その意識変化は映画製作会社だけではない。インドのメジャー映画はダンスシーンが多いことで知られているが、それはある事情が大きく関わっている。インド映画のメジャー作には、ソニー・ミュージックやサレガマといった音楽レーベルが製作に入っていることもあって、曲だけを切り取って、プロモーションとして使用するためにダンスシーンが盛り込まれていることが多いのだ。
『RRR』に関しても「Tシリーズ」という大手音楽レーベルが参加していながらも、作中には「ナートゥ・ナートゥ」とエンディングの「エッタラ・ジェンダ」しかダンスシーンがない。これは音楽レーベルが参加していても、プロモーションよりもストーリーを重視する方向性になってきた証拠といえるだろう。実際に音楽レーベルが参加していながらも、1曲もダンスシーンのない作品も年々増えてきており、音楽レーベルも意識改革が進んでいるのだ。つまり作品の質、映画制作に対する探求心がここ数年で圧倒的に上がってきている。そしてそれは、まだまだ過渡期にすぎない。
作品としての質が向上したからこそ、映画評論家やセレブ、インフルエンサーなどの目にとまり拡散されやすくもなったし、アカデミー賞にノミネートされると噂されても真実味が増してくるのだ。
よって、『RRR』の世界的ヒットの背景には、一言では言い表せないほど、さまざまな要素が組み合わさっているといえるだろう。長年かけてつくられてきた基盤があり、そこに作品の質が世界に通用するものに進化してきたからこそ、いまがあるし、今後も快進撃は続くだろう。
インド映画と一言に言っても、インドは多言語国家であり、それぞれの言語に、それぞれの映画産業がある。例えばボリウッドというのは、ヒンディー語映画のことだ。ほかにもタミル語映画はコリウッド、マラヤーラム語映画はモリウッド、そして『RRR』の場合は、テルグ語映画トリウッド。また、そういったものには属さない言語の映画やインデペンデント系作品などを含めると、新型コロナの影響で多少減っているかもしれないが、年間で2,000本近く制作されている。その圧倒的母数で、さらに良質な作品が世界に押し寄せてこようとしているのだ。
2023年は、シャー・ルク・カーンの役者人生30周年超大作『Pathaan』や、サルマン・カーンの『タイガー3』、カラン・ジョーハルの待望の新作『Rocky Aur Rani Ki Prem Kahani』など、新型コロナで延期になっていたザ・ボリウッド大作が一斉に公開されるなど、話題作も豊富だ。
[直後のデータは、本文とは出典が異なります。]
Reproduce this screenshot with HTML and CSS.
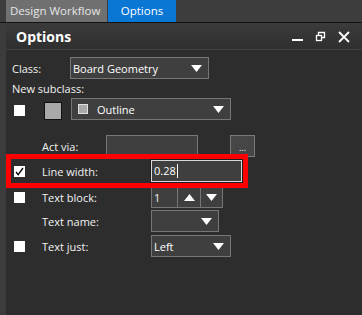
FILE: index.html
```html
<!DOCTYPE html>
<html lang="en">
<head>
    <meta charset="UTF-8">
    <title>Options</title>
    <link rel="stylesheet" href="styles.css">
</head>
<body>
    <div class="window">
        <div class="tabbar">
            <div class="tab">Design Workflow</div>
            <div class="tab tab-active">Options</div>
        </div>

        <div class="main">
            <div class="side-strip"></div>

            <div class="panel">
                <div class="panel-head">
                    <span class="panel-title">Options</span>
                    <div class="head-icons">
                        <svg width="12" height="12" viewBox="0 0 12 12"><rect x="0" y="8" width="11" height="2" fill="#fff"/></svg>
                        <svg width="12" height="12" viewBox="0 0 12 12"><path d="M3.5 1.5h6v5h-6z" fill="none" stroke="#fff" stroke-width="1.3"/><rect x="1.5" y="4.5" width="5" height="5" fill="#333" stroke="#fff" stroke-width="1.3"/></svg>
                        <svg width="12" height="12" viewBox="0 0 12 12"><path d="M1 1l10 10M11 1L1 11" stroke="#fff" stroke-width="1.8"/></svg>
                    </div>
                </div>

                <div class="panel-body">
                    <div class="row row-class">
                        <span class="class-label">Class:</span>
                        <div class="select select-class">
                            <span>Board Geometry</span>
                            <svg class="arrow" width="11" height="7" viewBox="0 0 11 7"><polygon points="0,0 11,0 5.5,7" fill="#fff"/></svg>
                        </div>
                    </div>

                    <div class="subclass-label">New subclass:</div>

                    <div class="row row-sub">
                        <span class="check-cell"><span class="checkbox"></span></span>
                        <span class="swatch"></span>
                        <div class="select select-sub">
                            <span class="mini-swatch"></span>
                            <span>Outline</span>
                            <svg class="arrow" width="11" height="7" viewBox="0 0 11 7"><polygon points="0,0 11,0 5.5,7" fill="#fff"/></svg>
                        </div>
                    </div>

                    <div class="row row-act">
                        <span class="check-cell"></span>
                        <span class="act-label">Act via:</span>
                        <div class="field field-act"></div>
                        <div class="dots-btn">...</div>
                    </div>

                    <div class="row row-line">
                        <span class="check-cell">
                            <span class="checkbox">
                                <svg width="11" height="11" viewBox="0 0 11 11"><path d="M2 6l2.2 2.6L9 2" fill="none" stroke="#000" stroke-width="1.3"/></svg>
                            </span>
                        </span>
                        <span class="label">Line width:</span>
                        <div class="field field-line">0.28<span class="caret"></span></div>
                    </div>

                    <div class="row row-block">
                        <span class="check-cell"><span class="checkbox"></span></span>
                        <span class="label">Text block:</span>
                        <div class="spinner">
                            <span class="spin-value">1</span>
                            <span class="spin-btn"><svg width="11" height="7" viewBox="0 0 11 7"><polygon points="0,7 11,7 5.5,0" fill="#fff"/></svg></span>
                            <span class="spin-btn"><svg width="11" height="7" viewBox="0 0 11 7"><polygon points="0,0 11,0 5.5,7" fill="#fff"/></svg></span>
                        </div>
                    </div>

                    <div class="row row-name">
                        <span class="check-cell"></span>
                        <span class="label">Text name:</span>
                        <div class="select select-name">
                            <span></span>
                            <svg class="arrow" width="11" height="7" viewBox="0 0 11 7"><polygon points="0,0 11,0 5.5,7" fill="#fff"/></svg>
                        </div>
                    </div>

                    <div class="row row-just">
                        <span class="check-cell"><span class="checkbox"></span></span>
                        <span class="label">Text just:</span>
                        <div class="select select-just">
                            <span>Left</span>
                            <svg class="arrow" width="11" height="7" viewBox="0 0 11 7"><polygon points="0,0 11,0 5.5,7" fill="#fff"/></svg>
                        </div>
                    </div>
                </div>
            </div>
        </div>
    </div>
</body>
</html>
```

FILE: styles.css
```css
*, *::before, *::after {
    box-sizing: border-box;
}

body {
    margin: 0;
    font-family: "Open Sans", "Noto Sans", sans-serif;
    font-size: 11px;
    color: #f2f2f2;
    background-color: #2d2d2d;
}

.window {
    width: 362px;
    height: 315px;
    display: flex;
    flex-direction: column;
    overflow: hidden;
}

.tabbar {
    height: 23px;
    display: flex;
    gap: 1px;
    padding-left: 6px;
    background-color: #3d3d3d;
    border-bottom: 1px solid #121212;
}

.tab {
    height: 22px;
    line-height: 21px;
    padding: 0 4px;
    width: 101px;
    font-size: 11.5px;
    background-color: #707070;
    color: #e6e6e6;
    white-space: nowrap;
}

.tab-active {
    width: 68px;
    text-align: center;
    background-color: #0a77d5;
    color: #fff;
}

.main {
    flex: 1;
    display: flex;
}

.side-strip {
    width: 6px;
    background-color: #3c3c3c;
}

.panel {
    flex: 1;
    display: flex;
    flex-direction: column;
    background-color: #2d2d2d;
}

.panel-head {
    height: 27px;
    display: flex;
    align-items: center;
    justify-content: space-between;
    padding: 0 12px 0 10px;
    background: linear-gradient(#3b3b3b, #2f2f2f);
    border-bottom: 1px solid #434343;
}

.panel-title {
    font-size: 14px;
    font-weight: bold;
    color: #fff;
}

.head-icons {
    display: flex;
    gap: 11px;
    margin-top: 1px;
}

.panel-body {
    padding-top: 7px;
}

.row {
    display: flex;
    align-items: center;
    height: 22px;
}

.check-cell {
    width: 36px;
    height: 11px;
    padding-left: 8px;
    display: flex;
}

.checkbox {
    width: 11px;
    height: 11px;
    display: flex;
    background-color: #fff;
}

.label {
    width: 109px;
}

.class-label {
    width: 64px;
    padding-left: 6px;
}

.subclass-label {
    height: 19px;
    line-height: 19px;
    padding-left: 6px;
}

.select {
    height: 22px;
    display: flex;
    align-items: center;
    justify-content: space-between;
    padding: 0 6px 0 2px;
    background-color: #3f3f3f;
    border: 1px solid #767676;
    color: #fff;
}

.select-class {
    width: 139px;
}

.swatch {
    width: 18px;
    height: 18px;
    margin: 3px 0 0 1px;
    background-color: #a9a9a9;
    border: 1px solid #111;
}

.select-sub {
    width: 160px;
    margin-left: 9px;
    justify-content: flex-start;
    padding-left: 6px;
}

.select-sub .arrow {
    margin-left: auto;
}

.mini-swatch {
    width: 10px;
    height: 10px;
    margin-right: 9px;
    background-color: #a9a9a9;
    border: 1px solid #e0e0e0;
}

.row-sub .check-cell {
    width: 37px;
    margin-top: 3px;
}

.row-act {
    margin-top: 15px;
}

.act-label {
    width: 64px;
}

.field {
    height: 22px;
    background-color: #3f3f3f;
    border: 1px solid #767676;
}

.field-act {
    width: 92px;
}

.dots-btn {
    width: 25px;
    height: 22px;
    margin-left: 32px;
    background-color: #464646;
    border: 1px solid #7a7a7a;
    font-size: 9px;
    line-height: 24px;
    text-align: center;
}

.row-line {
    position: relative;
    margin-top: 3px;
}

/* red annotation frame drawn over the row */
.row-line::after {
    content: "";
    position: absolute;
    left: 0;
    top: -6px;
    width: 242px;
    height: 34px;
    border: 5px solid #ff0000;
}

.field-line {
    width: 91px;
    padding-left: 2px;
    line-height: 20px;
    border-color: #d8d8d8;
    box-shadow: 0 0 0 1px #1c1c1c;
    color: #fff;
}

.caret {
    display: inline-block;
    width: 1px;
    height: 14px;
    margin-left: 1px;
    vertical-align: -3px;
    background-color: #fff;
}

.row-block {
    height: 21px;
    margin-top: 5px;
}

.spinner {
    display: flex;
    height: 21px;
    border: 1px solid #767676;
    background-color: #3f3f3f;
}

.spin-value {
    width: 26px;
    padding-left: 2px;
    line-height: 19px;
    border-right: 1px solid #767676;
}

.spin-btn {
    width: 22px;
    display: flex;
    align-items: center;
    justify-content: center;
}

.spin-btn + .spin-btn {
    border-left: 1px solid #767676;
}

.row-name {
    margin-top: 2px;
}

.select-name {
    width: 68px;
}

.row-just {
    margin-top: 3px;
}

.select-just {
    width: 80px;
}
```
またその一方で、課題点がないわけではない。多言語国家であると同時に、多宗教国家でもあることで、ヒンドゥー至上主義者による圧力やボイコット運動が足を引っ張っていることだ。
もともとそういった論争はあったものの、ナレンドラ・モディ首相がヒンドゥー至上主義的思想を持っていることから、拍車がかかったとされている。さらに全米ボックスオフィスにもランキング入りを果たした『カシミール・ファイルズ』の内容がイスラムの武装勢力がヒンドゥー教徒を襲う物語であったことから、さらにイスラム教徒への嫌悪感が増したとされている。
8月に公開された『フォレスト・ガンプ/一期一会』(1994年)のヒンディーリメイク『ラール・シン・チャッダ』も主演のアーミル・カーンの過去の発言が問題視され、標的にされたことで、ヒットにつながらなかった。
宗教間の問題は、インドにおける長年にわたっての社会問題のひとつであり、それを問題視し、変えていきたいと考えている映画人も少なくない。『マイネーム・イズ・ハーン』(2010年)では、911テロ以降のイスラム教徒への迫害を容赦なく描いており、宗教が違うのは、あくまで個性であって、すべての人間は平等。悪いのはテロリストであって宗教ではないというメッセージ性に満ちていた。
一見、社会問題とは無縁のような娯楽アクション大作『SOORYAVANSHI/スーリヤヴァンシー(レンタル版はジャスティス・スクワッド)』(2021年)でも、テロリストの攻撃からイスラム教徒とヒンドゥー教徒が助け合ってガネーシャの像を守るシーンがある。先日開催された『第35回東京国際映画祭』で上映された『アヘン』のなかでも、同じ人種で争うことがいかに無意味であるかが描かれているなど、インドのなかで宗教間の差別や迫害を無くそうと訴えようとしている動きも活発化している。
ネガティブな部分ばかりが取り上げられてしまう風潮のなかで、平和的な想いをもった映画人がメッセージを訴えかけ続けているのも、また事実。そういった考えをもった映画人はもちろん、アーティストや政治家たちが良い方向に導き、差別と偏見を乗り越えた先には、インド映画は何倍にも発展していくだろう。